I think the 12 month note is throwing me off. If it was a 90 day note its would be 24,000*.16*90/360 but this is not the case.

Can someone help me understand this?

ArcSine
Dec 20, 2009, 07:04 AM
Could this be referring to a 'discounted' note? The background material in your text should indicate if this is the case.

If so, the general idea is that the borrower is obligated to repay exactly 24k in one year. This amount is deemed to be comprised of both the actual principal borrowed, plus the interest on said principal at 16%.

Thus, when a borrowing is structured as a 'discounted' note, it's the final amount due which is fixed in advance, and the principal amount is implied by the interest rate.

Call the principal borrowed P. What you know is that the repayment of 24k consists of P, plus 16% of P; or...

1.16P = 24,000

Solving for P indicates that 20,689.66 is the principal actually borrowed. After one year the borrower owes 20,689.66 plus one year's interest on that amount at 16%.
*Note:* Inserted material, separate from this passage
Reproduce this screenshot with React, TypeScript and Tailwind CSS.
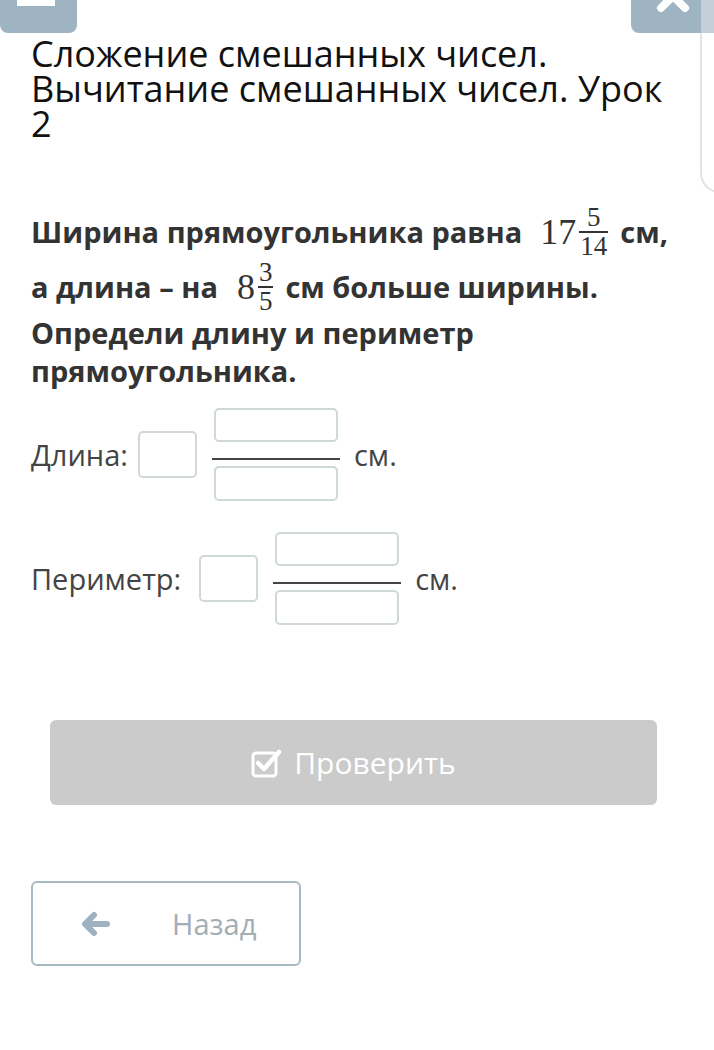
import React from "react";

const sans = { fontFamily: '"Open Sans", "Noto Sans", sans-serif' };
const serif = { fontFamily: '"Liberation Serif", "DejaVu Serif", serif' };

function Box({ w, h }: { w: number; h: number }) {
  return (
    <div
      className="rounded-[5px] border-2 border-[#cfd9da] bg-white"
      style={{ width: w, height: h }}
    />
  );
}

function InputFraction() {
  return (
    <div className="flex flex-col items-center">
      <Box w={124} h={34} />
      <div className="mt-[16px] h-[2px] w-[128px] bg-[#444]" />
      <div className="mt-[6px]">
        <Box w={124} h={35} />
      </div>
    </div>
  );
}

function Mixed({ whole, num, den }: { whole: string; num: string; den: string }) {
  return (
    <span className="inline-flex items-center font-normal text-[#333]" style={serif}>
      <span className="text-[36px] leading-none">{whole}</span>
      <span className="ml-[3px] flex flex-col items-center">
        <span className="px-[1px] text-[27px] leading-[23px]">{num}</span>
        <span className="my-[2px] h-[2px] w-full bg-[#333]" />
        <span className="px-[1px] text-[27px] leading-[23px]">{den}</span>
      </span>
    </span>
  );
}

export default function App() {
  return (
    <div className="relative min-h-[1050px] w-[714px] overflow-hidden bg-white" style={sans}>
      {/* right card edge */}
      <div className="absolute right-[-20px] top-[33px] h-[160px] w-[34px] rounded-bl-[20px] border-b-2 border-l-2 border-[#e2e2e2]" />

      {/* top bar */}
      <div className="flex h-[33px] items-start justify-between">
        <div className="relative h-[33px] w-[77px] rounded-b-[8px] bg-[#9fb4c3]">
          <div className="absolute left-[17px] top-0 h-[6px] w-[38px] bg-white" />
        </div>
        <div className="flex h-[33px]">
          <div className="relative h-[33px] w-[70px] rounded-bl-[8px] bg-[#9fb4c3]">
            <svg className="absolute left-0 top-0" width="70" height="14" viewBox="0 0 70 14">
              <path d="M42 -4 L30 8 M42 -4 L54 8" stroke="white" strokeWidth="8" strokeLinecap="round" fill="none" />
            </svg>
          </div>
          <div className="h-[33px] w-[13px] bg-[#c3d0d9]" />
        </div>
      </div>

      <div className="px-[31px]">
        <h1 className="mt-[3px] w-[650px] text-[36px] font-normal leading-[35px] text-[#111]">
          Сложение смешанных чисел. Вычитание смешанных чисел. Урок 2
        </h1>

        <div className="mt-[63px] text-[29px] font-bold text-[#333]">
          <div className="flex h-[55px] items-center">
            <span className="leading-[38px]">Ширина прямоугольника равна</span>
            <span className="ml-[18px]">
              <Mixed whole="17" num="5" den="14" />
            </span>
            <span className="ml-[12px] leading-[38px]">см,</span>
          </div>
          <div className="flex h-[55px] items-center">
            <span className="leading-[38px]">а длина – на</span>
            <span className="ml-[19px]">
              <Mixed whole="8" num="3" den="5" />
            </span>
            <span className="ml-[12px] leading-[38px]">см больше ширины.</span>
          </div>
          <p className="leading-[38px]">Определи длину и периметр</p>
          <p className="leading-[38px]">прямоугольника.</p>
        </div>

        <div className="mt-[18px] flex items-center text-[29px] text-[#444]">
          <span>Длина:</span>
          <div className="ml-[10px]">
            <Box w={59} h={47} />
          </div>
          <div className="ml-[15px]">
            <InputFraction />
          </div>
          <span className="ml-[14px]">см.</span>
        </div>

        <div className="mt-[31px] flex items-center text-[29px] text-[#444]">
          <span>Периметр:</span>
          <div className="ml-[18px]">
            <Box w={59} h={47} />
          </div>
          <div className="ml-[15px]">
            <InputFraction />
          </div>
          <span className="ml-[14px]">см.</span>
        </div>
      </div>

      <div className="ml-[50px] mt-[95px] flex h-[85px] w-[607px] items-center justify-center rounded-[6px] bg-[#cbcbcb] text-[30px] text-white">
        <svg width="32" height="30" viewBox="0 0 32 30" className="mr-[11px]">
          <rect x="2" y="5" width="23" height="23" rx="3" stroke="white" strokeWidth="3" fill="none" />
          <path d="M7 15 L13 21 L28 4" stroke="white" strokeWidth="4.5" fill="none" strokeLinejoin="round" strokeLinecap="round" />
        </svg>
        <span>Проверить</span>
      </div>

      <div className="ml-[31px] mt-[76px] flex h-[85px] w-[270px] items-center rounded-[6px] border-2 border-[#a9b9c4] bg-white">
        <svg width="30" height="26" viewBox="0 0 30 26" className="ml-[47px]">
          <path d="M27 13 H6 M14 4 L5 13 L14 22" stroke="#9db1c0" strokeWidth="6" strokeLinecap="round" strokeLinejoin="round" fill="none" />
        </svg>
        <span className="ml-[62px] text-[29px] text-[#a2adb4]">Назад</span>
      </div>
    </div>
  );
}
Do that math and you'll see that the borrower owes exactly 24,000 in principal plus interest.

That's the basic mechanics of a 'discounted' note, and in this case the 'discount' is 3,310.34, which is also the implied interest on the debt.

Nevertheless, check your background material carefully. Terminology does vary, and something else may be intended by your text's question.